Blog

Case Study: Sharing Vendor Logs Safely During an Outage

A practical incident handoff pattern for sharing logs and traces with external vendors without leaking secrets.

Updated: 2026-02-24

Case study: sharing vendor logs safely during an outage

This case study shows how a support team handled a payment outage where vendor escalation was required, but raw request traces could not be shared due to security policy. The team used a sanitized handoff process and cut escalation churn significantly.

All values shown here are fake examples for documentation.

Incident context

A payments integration started returning intermittent 504 responses in production. Internal dashboards showed timeout spikes, but the error happened between systems owned by both the internal API team and an external vendor. The internal team needed vendor confirmation quickly.

Constraints at the start:

support needed to escalate within minutes
legal/security policy prohibited sharing raw credentials externally
vendor needed enough detail to reproduce

Without a structured approach, this usually results in repeated requests for "one more log sample," delaying mitigation.

Initial failure mode

The first escalation draft had two problems:

A raw HAR attachment included unmasked auth and cookie values.
A second draft removed too much and no longer showed a reproducible path.
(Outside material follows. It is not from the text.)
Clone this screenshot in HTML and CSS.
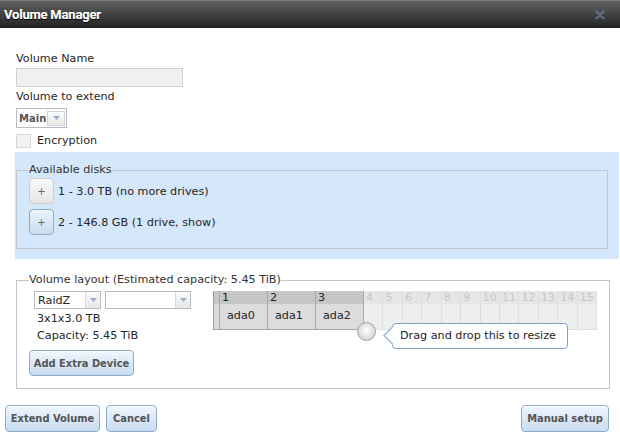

The team paused, moved to a sanitized handoff template, and rebuilt the package.

Sanitized escalation approach

They split the work into four parallel tasks:

Evidence extraction

Pull one narrow time window around failing request ids.
Extract one representative HAR entry and one log excerpt.

Redaction pass

Run traces through HAR Sanitizer.
Apply custom headers/keys via Rule Packs.
Confirm auth headers, query tokens, cookies, and secret-like keys were masked.

Reproduction framing

Document exact endpoint, method, and payload shape.
Record expected vs actual response.

Ownership + timeline

Assign one owner.
Set next update checkpoint every 30 minutes.

This created one packet that was safe and reproducible.

Sanitized packet shared with vendor

Summary block:

Incident: Vendor timeout on payment authorization path
Impact: 5.1% failed payment attempts
Window: 2026-02-24T15:40:00Z onward
Owner: @payments-oncall
Requested action: Validate vendor-side timeout cause for request class /v1/authorize

Request sample:

POST /v1/authorize?token=[REDACTED:QP] HTTP/1.1
Authorization: [REDACTED:AUTH]
x-api-key: [REDACTED:API_KEY]
Content-Type: application/json

Response sample:

{
  "status": 504,
  "error": "upstream timeout",
  "request_id": "req_47ab2"
}

Timeline excerpt:

15:42 UTC - timeout spike first detected
15:49 UTC - mitigation attempt: retry policy adjusted
16:03 UTC - vendor escalation packet sent
16:18 UTC - vendor reproduced timeout pattern

Measured outcome

Compared with a prior similar outage, the team saw:

fewer clarification loops before vendor reproduction
faster first vendor acknowledgment
zero policy exceptions for sharing raw artifacts

Operationally, the package quality mattered more than raw volume. The vendor needed precise, sanitized context, not full internal dumps.

What made this work

Minimal scope: only relevant request paths and time windows.
Repeatable masking: tools + rule pack defaults reduced manual mistakes.
Explicit asks: escalation ended with one clear vendor action request.
Checkpoint rhythm: ownership and timing stayed visible.

What they changed afterward

After the incident, the team productized the process:

Added a mandatory "sanitized evidence confirmed" checkbox in ticket templates.
Added provider-specific rule pack defaults for frequent escalations.
Added a short reviewer checklist for external handoffs.
Added a weekly audit of random incident tickets for redaction quality.

This turned a one-off success into a repeatable standard.

Reusable checklist from this case

Is there a single-sentence impact summary?
Is every external artifact sanitized?
Can the vendor reproduce from provided details?
Is there one owner and one next checkpoint?
Is the requested vendor action explicit?

If any answer is "no," the handoff is not ready.

A strong vendor escalation is not just security hygiene. It is a speed multiplier during outages.